→ SHORT EXERCISE: Would you transcribe the listing that follows, character for character, and omit its images?

→ GIVEN INFORMATION:
_ _ _ _
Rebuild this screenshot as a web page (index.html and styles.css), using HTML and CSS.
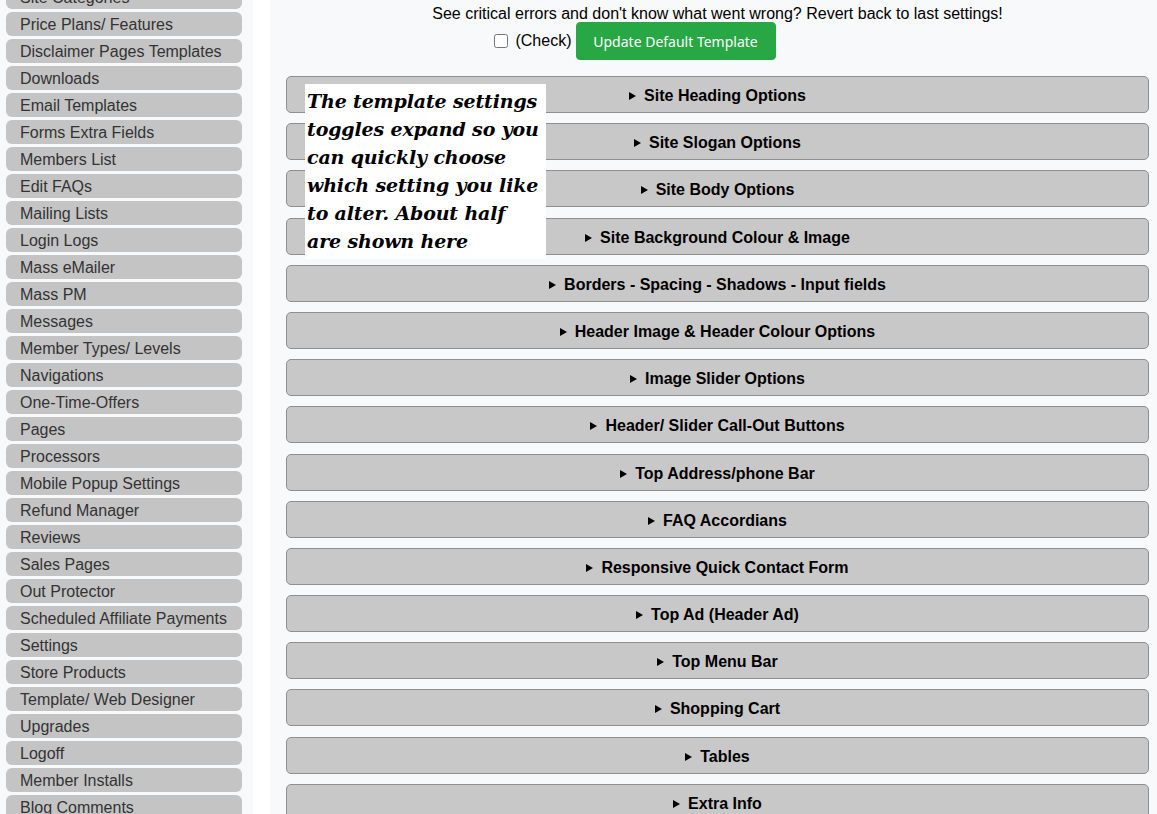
FILE: index.html
```html
<!DOCTYPE html>
<html lang="en">
<head>
<meta charset="utf-8">
<title>Template Web Designer</title>
<link rel="stylesheet" href="styles.css">
</head>
<body>
<div class="page">
  <aside class="sidebar">
    <nav class="menu">
      <a class="menu-item" href="#">Site Categories</a>
      <a class="menu-item" href="#">Price Plans/ Features</a>
      <a class="menu-item" href="#">Disclaimer Pages Templates</a>
      <a class="menu-item" href="#">Downloads</a>
      <a class="menu-item" href="#">Email Templates</a>
      <a class="menu-item" href="#">Forms Extra Fields</a>
      <a class="menu-item" href="#">Members List</a>
      <a class="menu-item" href="#">Edit FAQs</a>
      <a class="menu-item" href="#">Mailing Lists</a>
      <a class="menu-item" href="#">Login Logs</a>
      <a class="menu-item" href="#">Mass eMailer</a>
      <a class="menu-item" href="#">Mass PM</a>
      <a class="menu-item" href="#">Messages</a>
      <a class="menu-item" href="#">Member Types/ Levels</a>
      <a class="menu-item" href="#">Navigations</a>
      <a class="menu-item" href="#">One-Time-Offers</a>
      <a class="menu-item" href="#">Pages</a>
      <a class="menu-item" href="#">Processors</a>
      <a class="menu-item" href="#">Mobile Popup Settings</a>
      <a class="menu-item" href="#">Refund Manager</a>
      <a class="menu-item" href="#">Reviews</a>
      <a class="menu-item" href="#">Sales Pages</a>
      <a class="menu-item" href="#">Out Protector</a>
      <a class="menu-item" href="#">Scheduled Affiliate Payments</a>
      <a class="menu-item" href="#">Settings</a>
      <a class="menu-item" href="#">Store Products</a>
      <a class="menu-item" href="#">Template/ Web Designer</a>
      <a class="menu-item" href="#">Upgrades</a>
      <a class="menu-item" href="#">Logoff</a>
      <a class="menu-item" href="#">Member Installs</a>
      <a class="menu-item" href="#">Blog Comments</a>
    </nav>
  </aside>
  <div class="gutter"></div>
  <main class="main">
    <p class="notice">See critical errors and don't know what went wrong? Revert back to last settings!</p>
    <form class="revert-row">
      <label class="check-label"><input type="checkbox" class="check"> (Check)</label>
      <button type="button" class="btn-green">Update Default Template</button>
    </form>
    <div class="toggles">
      <details class="toggle"><summary>Site Heading Options</summary></details>
      <details class="toggle"><summary>Site Slogan Options</summary></details>
      <details class="toggle"><summary>Site Body Options</summary></details>
      <details class="toggle"><summary>Site Background Colour &amp; Image</summary></details>
      <details class="toggle"><summary>Borders - Spacing - Shadows - Input fields</summary></details>
      <details class="toggle"><summary>Header Image &amp; Header Colour Options</summary></details>
      <details class="toggle"><summary>Image Slider Options</summary></details>
      <details class="toggle"><summary>Header/ Slider Call-Out Buttons</summary></details>
      <details class="toggle"><summary>Top Address/phone Bar</summary></details>
      <details class="toggle"><summary>FAQ Accordians</summary></details>
      <details class="toggle"><summary>Responsive Quick Contact Form</summary></details>
      <details class="toggle"><summary>Top Ad (Header Ad)</summary></details>
      <details class="toggle"><summary>Top Menu Bar</summary></details>
      <details class="toggle"><summary>Shopping Cart</summary></details>
      <details class="toggle"><summary>Tables</summary></details>
      <details class="toggle"><summary>Extra Info</summary></details>
    </div>
    <div class="callout">The template settings toggles expand so you can quickly choose which setting you like to alter. About half are shown here</div>
  </main>
</div>
</body>
</html>
```

FILE: styles.css
```css
html, body {
  margin: 0;
  padding: 0;
  height: 100%;
  overflow: hidden;
  background: #ffffff;
}

.page {
  display: flex;
  height: 814px;
  font-family: "Liberation Sans", Arial, sans-serif;
  font-size: 16px;
}

.sidebar {
  width: 253px;
  flex: 0 0 253px;
  background: #f8f9fa;
  overflow: hidden;
}

.menu {
  display: flex;
  flex-direction: column;
  gap: 3px;
  margin-top: -15px;
  padding-left: 6px;
  width: 236px;
}

.menu-item {
  display: block;
  height: 24px;
  line-height: 26px;
  padding-left: 14px;
  background: #c4c4c4;
  border-radius: 6px;
  color: #333333;
  text-decoration: none;
  white-space: nowrap;
  overflow: hidden;
}

.gutter {
  flex: 0 0 17px;
  background: #ffffff;
}

.main {
  position: relative;
  flex: 1 1 auto;
  background: #f8f9fa;
  padding: 0 8px 0 16px;
  overflow: hidden;
}

.notice {
  margin: 0;
  padding-top: 5px;
  height: 17px;
  line-height: 18px;
  text-align: center;
  color: #000;
}

.revert-row {
  display: flex;
  align-items: center;
  justify-content: center;
  margin: 0;
  padding: 0 165px 0 0;
  height: 38px;
}

.check-label {
  display: flex;
  align-items: center;
  color: #000;
  margin-right: 4px;
}

.check {
  width: 14px;
  height: 14px;
  margin: 0 7px 0 0;
}

.btn-green {
  height: 38px;
  width: 200px;
  padding: 0;
  border: 1px solid #28a745;
  border-radius: 4px;
  background: #28a745;
  color: #ffffff;
  font-family: "Noto Sans", "Open Sans", sans-serif;
  font-size: 14px;
  cursor: pointer;
}

.toggles {
  margin-top: 16px;
  display: flex;
  flex-direction: column;
  gap: 10.2px;
}

.toggle {
  height: 37px;
  box-sizing: border-box;
  border: 1px solid #8f8f8f;
  border-radius: 5px;
  background: #c8c8c8;
}

.toggle summary {
  display: block;
  list-style: none;
  height: 35px;
  line-height: 37px;
  text-align: center;
  font-weight: bold;
  color: #000;
  cursor: pointer;
}

.toggle summary::-webkit-details-marker {
  display: none;
}

.toggle summary::before {
  content: "";
  display: inline-block;
  width: 0;
  height: 0;
  border-left: 7px solid #000;
  border-top: 4px solid transparent;
  border-bottom: 4px solid transparent;
  margin-right: 8px;
  vertical-align: 1px;
}

.callout {
  position: absolute;
  left: 35px;
  top: 84px;
  width: 233px;
  height: 172px;
  padding: 3px 6px 0 2px;
  background: #ffffff;
  font-family: "DejaVu Serif", "Liberation Serif", serif;
  font-weight: bold;
  font-style: italic;
  font-size: 19px;
  letter-spacing: -0.15px;
  line-height: 28px;
  color: #000;
}
```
_ _ _ _
→ RESULT OF THE TASK:
Rebuild this screenshot as a web page (index.html and styles.css), using HTML and CSS.
FILE: index.html
```html
<!DOCTYPE html>
<html lang="en">
<head>
<meta charset="utf-8">
<title>Template Web Designer</title>
<link rel="stylesheet" href="styles.css">
</head>
<body>
<div class="page">
  <aside class="sidebar">
    <nav class="menu">
      <a class="menu-item" href="#">Site Categories</a>
      <a class="menu-item" href="#">Price Plans/ Features</a>
      <a class="menu-item" href="#">Disclaimer Pages Templates</a>
      <a class="menu-item" href="#">Downloads</a>
      <a class="menu-item" href="#">Email Templates</a>
      <a class="menu-item" href="#">Forms Extra Fields</a>
      <a class="menu-item" href="#">Members List</a>
      <a class="menu-item" href="#">Edit FAQs</a>
      <a class="menu-item" href="#">Mailing Lists</a>
      <a class="menu-item" href="#">Login Logs</a>
      <a class="menu-item" href="#">Mass eMailer</a>
      <a class="menu-item" href="#">Mass PM</a>
      <a class="menu-item" href="#">Messages</a>
      <a class="menu-item" href="#">Member Types/ Levels</a>
      <a class="menu-item" href="#">Navigations</a>
      <a class="menu-item" href="#">One-Time-Offers</a>
      <a class="menu-item" href="#">Pages</a>
      <a class="menu-item" href="#">Processors</a>
      <a class="menu-item" href="#">Mobile Popup Settings</a>
      <a class="menu-item" href="#">Refund Manager</a>
      <a class="menu-item" href="#">Reviews</a>
      <a class="menu-item" href="#">Sales Pages</a>
      <a class="menu-item" href="#">Out Protector</a>
      <a class="menu-item" href="#">Scheduled Affiliate Payments</a>
      <a class="menu-item" href="#">Settings</a>
      <a class="menu-item" href="#">Store Products</a>
      <a class="menu-item" href="#">Template/ Web Designer</a>
      <a class="menu-item" href="#">Upgrades</a>
      <a class="menu-item" href="#">Logoff</a>
      <a class="menu-item" href="#">Member Installs</a>
      <a class="menu-item" href="#">Blog Comments</a>
    </nav>
  </aside>
  <div class="gutter"></div>
  <main class="main">
    <p class="notice">See critical errors and don't know what went wrong? Revert back to last settings!</p>
    <form class="revert-row">
      <label class="check-label"><input type="checkbox" class="check"> (Check)</label>
      <button type="button" class="btn-green">Update Default Template</button>
    </form>
    <div class="toggles">
      <details class="toggle"><summary>Site Heading Options</summary></details>
      <details class="toggle"><summary>Site Slogan Options</summary></details>
      <details class="toggle"><summary>Site Body Options</summary></details>
      <details class="toggle"><summary>Site Background Colour &amp; Image</summary></details>
      <details class="toggle"><summary>Borders - Spacing - Shadows - Input fields</summary></details>
      <details class="toggle"><summary>Header Image &amp; Header Colour Options</summary></details>
      <details class="toggle"><summary>Image Slider Options</summary></details>
      <details class="toggle"><summary>Header/ Slider Call-Out Buttons</summary></details>
      <details class="toggle"><summary>Top Address/phone Bar</summary></details>
      <details class="toggle"><summary>FAQ Accordians</summary></details>
      <details class="toggle"><summary>Responsive Quick Contact Form</summary></details>
      <details class="toggle"><summary>Top Ad (Header Ad)</summary></details>
      <details class="toggle"><summary>Top Menu Bar</summary></details>
      <details class="toggle"><summary>Shopping Cart</summary></details>
      <details class="toggle"><summary>Tables</summary></details>
      <details class="toggle"><summary>Extra Info</summary></details>
    </div>
    <div class="callout">The template settings toggles expand so you can quickly choose which setting you like to alter. About half are shown here</div>
  </main>
</div>
</body>
</html>
```

FILE: styles.css
```css
html, body {
  margin: 0;
  padding: 0;
  height: 100%;
  overflow: hidden;
  background: #ffffff;
}

.page {
  display: flex;
  height: 814px;
  font-family: "Liberation Sans", Arial, sans-serif;
  font-size: 16px;
}

.sidebar {
  width: 253px;
  flex: 0 0 253px;
  background: #f8f9fa;
  overflow: hidden;
}

.menu {
  display: flex;
  flex-direction: column;
  gap: 3px;
  margin-top: -15px;
  padding-left: 6px;
  width: 236px;
}

.menu-item {
  display: block;
  height: 24px;
  line-height: 26px;
  padding-left: 14px;
  background: #c4c4c4;
  border-radius: 6px;
  color: #333333;
  text-decoration: none;
  white-space: nowrap;
  overflow: hidden;
}

.gutter {
  flex: 0 0 17px;
  background: #ffffff;
}

.main {
  position: relative;
  flex: 1 1 auto;
  background: #f8f9fa;
  padding: 0 8px 0 16px;
  overflow: hidden;
}

.notice {
  margin: 0;
  padding-top: 5px;
  height: 17px;
  line-height: 18px;
  text-align: center;
  color: #000;
}

.revert-row {
  display: flex;
  align-items: center;
  justify-content: center;
  margin: 0;
  padding: 0 165px 0 0;
  height: 38px;
}

.check-label {
  display: flex;
  align-items: center;
  color: #000;
  margin-right: 4px;
}

.check {
  width: 14px;
  height: 14px;
  margin: 0 7px 0 0;
}

.btn-green {
  height: 38px;
  width: 200px;
  padding: 0;
  border: 1px solid #28a745;
  border-radius: 4px;
  background: #28a745;
  color: #ffffff;
  font-family: "Noto Sans", "Open Sans", sans-serif;
  font-size: 14px;
  cursor: pointer;
}

.toggles {
  margin-top: 16px;
  display: flex;
  flex-direction: column;
  gap: 10.2px;
}

.toggle {
  height: 37px;
  box-sizing: border-box;
  border: 1px solid #8f8f8f;
  border-radius: 5px;
  background: #c8c8c8;
}

.toggle summary {
  display: block;
  list-style: none;
  height: 35px;
  line-height: 37px;
  text-align: center;
  font-weight: bold;
  color: #000;
  cursor: pointer;
}

.toggle summary::-webkit-details-marker {
  display: none;
}

.toggle summary::before {
  content: "";
  display: inline-block;
  width: 0;
  height: 0;
  border-left: 7px solid #000;
  border-top: 4px solid transparent;
  border-bottom: 4px solid transparent;
  margin-right: 8px;
  vertical-align: 1px;
}

.callout {
  position: absolute;
  left: 35px;
  top: 84px;
  width: 233px;
  height: 172px;
  padding: 3px 6px 0 2px;
  background: #ffffff;
  font-family: "DejaVu Serif", "Liberation Serif", serif;
  font-weight: bold;
  font-style: italic;
  font-size: 19px;
  letter-spacing: -0.15px;
  line-height: 28px;
  color: #000;
}
```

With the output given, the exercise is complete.